WHAT YOU HAVE TO DO: Extract every line below that contains the word "page".

PROVIDED MATERIAL:

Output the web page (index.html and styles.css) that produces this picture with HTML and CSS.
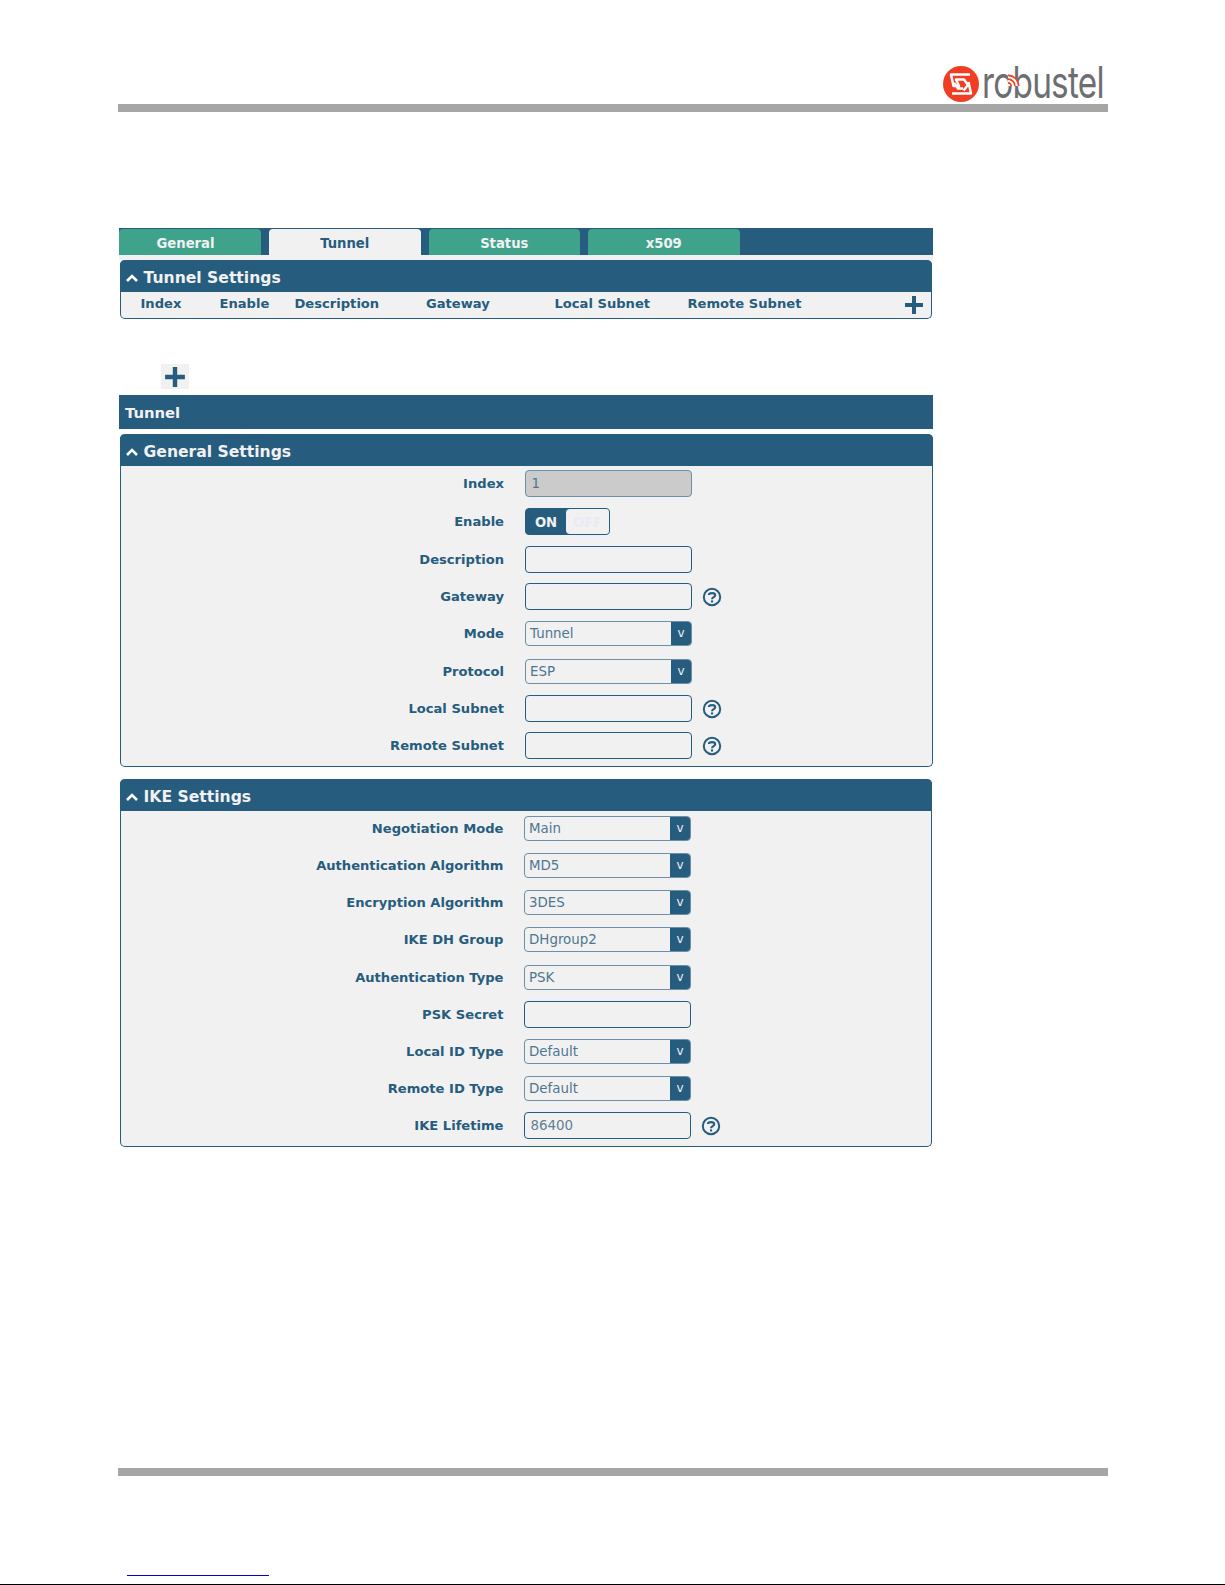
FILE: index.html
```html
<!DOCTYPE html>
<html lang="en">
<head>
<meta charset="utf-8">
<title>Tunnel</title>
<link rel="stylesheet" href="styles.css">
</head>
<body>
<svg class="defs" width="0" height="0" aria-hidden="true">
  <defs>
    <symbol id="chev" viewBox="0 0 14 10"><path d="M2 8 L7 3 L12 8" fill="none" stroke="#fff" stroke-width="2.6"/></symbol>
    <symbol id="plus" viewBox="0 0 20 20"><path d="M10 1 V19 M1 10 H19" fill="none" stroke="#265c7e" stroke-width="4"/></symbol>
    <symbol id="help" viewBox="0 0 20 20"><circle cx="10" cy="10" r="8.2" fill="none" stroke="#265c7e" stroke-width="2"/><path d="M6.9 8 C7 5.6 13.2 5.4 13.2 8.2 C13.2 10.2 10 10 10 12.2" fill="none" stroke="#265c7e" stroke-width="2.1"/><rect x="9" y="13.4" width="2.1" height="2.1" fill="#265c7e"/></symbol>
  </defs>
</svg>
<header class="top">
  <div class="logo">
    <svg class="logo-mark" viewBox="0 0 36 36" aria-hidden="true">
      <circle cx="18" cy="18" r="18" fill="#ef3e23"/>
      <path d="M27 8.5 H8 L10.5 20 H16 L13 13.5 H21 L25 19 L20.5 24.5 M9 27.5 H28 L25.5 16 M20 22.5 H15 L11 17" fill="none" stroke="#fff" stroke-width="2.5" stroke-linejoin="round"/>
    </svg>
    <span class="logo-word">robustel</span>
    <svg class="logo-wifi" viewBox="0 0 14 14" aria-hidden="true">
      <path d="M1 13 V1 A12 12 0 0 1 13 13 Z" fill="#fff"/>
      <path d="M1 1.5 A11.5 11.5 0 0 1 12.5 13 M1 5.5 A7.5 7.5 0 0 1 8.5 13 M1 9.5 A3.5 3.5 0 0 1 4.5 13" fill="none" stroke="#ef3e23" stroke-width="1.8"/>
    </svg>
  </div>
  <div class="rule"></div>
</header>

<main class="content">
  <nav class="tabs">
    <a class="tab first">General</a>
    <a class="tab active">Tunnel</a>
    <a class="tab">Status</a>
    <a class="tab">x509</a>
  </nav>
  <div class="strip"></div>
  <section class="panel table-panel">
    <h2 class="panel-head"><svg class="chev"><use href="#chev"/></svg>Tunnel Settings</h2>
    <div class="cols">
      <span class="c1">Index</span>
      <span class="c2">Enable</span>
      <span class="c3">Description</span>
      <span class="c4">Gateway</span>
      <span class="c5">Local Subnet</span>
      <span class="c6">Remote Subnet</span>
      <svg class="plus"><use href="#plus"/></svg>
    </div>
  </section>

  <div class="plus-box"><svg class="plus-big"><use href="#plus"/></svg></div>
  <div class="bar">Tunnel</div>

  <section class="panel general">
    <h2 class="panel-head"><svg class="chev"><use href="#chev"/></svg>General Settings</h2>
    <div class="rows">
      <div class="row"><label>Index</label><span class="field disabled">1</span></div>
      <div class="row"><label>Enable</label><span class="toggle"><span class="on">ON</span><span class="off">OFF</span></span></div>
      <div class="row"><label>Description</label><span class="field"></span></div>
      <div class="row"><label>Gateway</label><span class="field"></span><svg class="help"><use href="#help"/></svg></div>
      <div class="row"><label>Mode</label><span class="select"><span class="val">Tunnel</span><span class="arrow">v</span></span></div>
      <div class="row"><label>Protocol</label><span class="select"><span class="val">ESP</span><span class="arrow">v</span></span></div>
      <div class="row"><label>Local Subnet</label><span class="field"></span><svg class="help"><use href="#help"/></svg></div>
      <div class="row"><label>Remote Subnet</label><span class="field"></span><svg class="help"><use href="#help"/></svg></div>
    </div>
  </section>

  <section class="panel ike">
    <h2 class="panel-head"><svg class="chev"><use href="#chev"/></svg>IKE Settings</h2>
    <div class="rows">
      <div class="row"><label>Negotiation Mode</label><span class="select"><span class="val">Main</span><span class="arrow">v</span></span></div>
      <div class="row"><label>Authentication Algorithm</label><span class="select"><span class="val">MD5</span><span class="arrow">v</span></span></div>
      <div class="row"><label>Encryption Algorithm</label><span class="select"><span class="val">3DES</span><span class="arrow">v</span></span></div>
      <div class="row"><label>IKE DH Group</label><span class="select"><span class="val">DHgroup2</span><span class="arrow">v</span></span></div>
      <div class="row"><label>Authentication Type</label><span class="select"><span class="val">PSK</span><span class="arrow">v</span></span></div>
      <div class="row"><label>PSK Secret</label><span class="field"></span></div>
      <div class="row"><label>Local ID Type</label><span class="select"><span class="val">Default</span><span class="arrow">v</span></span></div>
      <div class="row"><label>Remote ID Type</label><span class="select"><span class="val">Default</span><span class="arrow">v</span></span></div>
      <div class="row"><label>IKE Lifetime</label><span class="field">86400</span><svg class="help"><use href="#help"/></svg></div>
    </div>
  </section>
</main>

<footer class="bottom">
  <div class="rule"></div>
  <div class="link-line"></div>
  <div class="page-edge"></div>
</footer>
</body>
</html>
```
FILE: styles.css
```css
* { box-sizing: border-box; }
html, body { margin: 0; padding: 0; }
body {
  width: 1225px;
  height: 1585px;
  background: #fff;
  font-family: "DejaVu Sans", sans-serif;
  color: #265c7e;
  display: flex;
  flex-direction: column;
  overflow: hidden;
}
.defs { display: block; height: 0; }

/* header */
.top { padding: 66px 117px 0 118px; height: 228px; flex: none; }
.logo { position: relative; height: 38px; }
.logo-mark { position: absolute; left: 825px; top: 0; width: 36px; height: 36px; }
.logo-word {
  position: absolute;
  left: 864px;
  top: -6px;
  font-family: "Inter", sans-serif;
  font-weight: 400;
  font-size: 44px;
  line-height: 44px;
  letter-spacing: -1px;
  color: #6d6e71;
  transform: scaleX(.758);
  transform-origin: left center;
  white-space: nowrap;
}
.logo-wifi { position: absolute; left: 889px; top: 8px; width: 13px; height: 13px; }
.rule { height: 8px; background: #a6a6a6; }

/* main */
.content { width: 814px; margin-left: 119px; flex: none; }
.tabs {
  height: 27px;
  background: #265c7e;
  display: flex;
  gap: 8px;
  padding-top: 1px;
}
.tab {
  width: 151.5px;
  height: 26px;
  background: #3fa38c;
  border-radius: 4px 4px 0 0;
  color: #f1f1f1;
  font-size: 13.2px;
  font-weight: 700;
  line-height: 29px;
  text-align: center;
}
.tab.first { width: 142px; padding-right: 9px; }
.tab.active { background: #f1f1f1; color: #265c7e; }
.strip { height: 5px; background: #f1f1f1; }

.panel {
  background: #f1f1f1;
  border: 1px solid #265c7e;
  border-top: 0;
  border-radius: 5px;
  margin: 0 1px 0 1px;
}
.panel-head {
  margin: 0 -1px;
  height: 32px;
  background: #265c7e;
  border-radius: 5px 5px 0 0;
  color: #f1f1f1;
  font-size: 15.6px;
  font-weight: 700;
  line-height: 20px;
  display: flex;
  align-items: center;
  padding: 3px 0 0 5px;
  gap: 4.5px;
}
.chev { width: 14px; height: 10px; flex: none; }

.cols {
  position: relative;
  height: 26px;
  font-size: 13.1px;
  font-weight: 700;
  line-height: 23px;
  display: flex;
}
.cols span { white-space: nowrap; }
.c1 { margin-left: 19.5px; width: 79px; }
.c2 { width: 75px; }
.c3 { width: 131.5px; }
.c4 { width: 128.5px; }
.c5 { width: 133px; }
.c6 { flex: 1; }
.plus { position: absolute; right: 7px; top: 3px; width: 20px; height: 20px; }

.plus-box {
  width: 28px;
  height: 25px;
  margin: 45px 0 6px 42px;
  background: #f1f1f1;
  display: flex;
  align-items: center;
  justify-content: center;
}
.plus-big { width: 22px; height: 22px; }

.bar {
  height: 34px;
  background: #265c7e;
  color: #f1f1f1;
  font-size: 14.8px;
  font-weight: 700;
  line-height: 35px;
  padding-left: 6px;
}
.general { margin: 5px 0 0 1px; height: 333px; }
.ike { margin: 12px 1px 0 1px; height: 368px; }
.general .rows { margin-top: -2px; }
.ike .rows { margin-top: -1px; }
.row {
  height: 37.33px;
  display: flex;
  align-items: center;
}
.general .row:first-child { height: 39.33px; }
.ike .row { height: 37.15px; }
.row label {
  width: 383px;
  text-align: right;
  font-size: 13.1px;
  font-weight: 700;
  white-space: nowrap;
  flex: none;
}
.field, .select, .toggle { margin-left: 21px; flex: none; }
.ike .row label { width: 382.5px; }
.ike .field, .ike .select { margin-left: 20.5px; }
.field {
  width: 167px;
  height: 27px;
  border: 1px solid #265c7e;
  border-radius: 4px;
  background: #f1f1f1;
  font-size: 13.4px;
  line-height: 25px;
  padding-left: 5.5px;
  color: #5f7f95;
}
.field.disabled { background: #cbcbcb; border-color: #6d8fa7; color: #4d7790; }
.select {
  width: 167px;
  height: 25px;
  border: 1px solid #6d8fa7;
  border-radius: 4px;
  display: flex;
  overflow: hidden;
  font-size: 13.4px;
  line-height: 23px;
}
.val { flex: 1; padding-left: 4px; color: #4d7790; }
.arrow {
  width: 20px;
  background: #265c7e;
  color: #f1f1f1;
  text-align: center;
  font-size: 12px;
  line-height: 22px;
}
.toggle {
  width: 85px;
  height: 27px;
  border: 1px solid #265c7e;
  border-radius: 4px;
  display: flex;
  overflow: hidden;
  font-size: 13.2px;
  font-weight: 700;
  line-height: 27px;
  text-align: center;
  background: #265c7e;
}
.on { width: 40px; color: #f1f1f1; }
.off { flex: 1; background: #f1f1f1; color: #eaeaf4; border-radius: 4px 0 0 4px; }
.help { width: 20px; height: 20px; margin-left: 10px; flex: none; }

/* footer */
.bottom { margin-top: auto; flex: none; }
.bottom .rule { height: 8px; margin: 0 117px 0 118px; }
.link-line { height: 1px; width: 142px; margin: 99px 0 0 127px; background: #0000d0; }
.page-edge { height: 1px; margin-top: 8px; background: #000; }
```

SOLUTION TO THIS EXERCISE:
Output the web page (index.html and styles.css) that produces this picture with HTML and CSS.
  <div class="page-edge"></div>
.page-edge { height: 1px; margin-top: 8px; background: #000; }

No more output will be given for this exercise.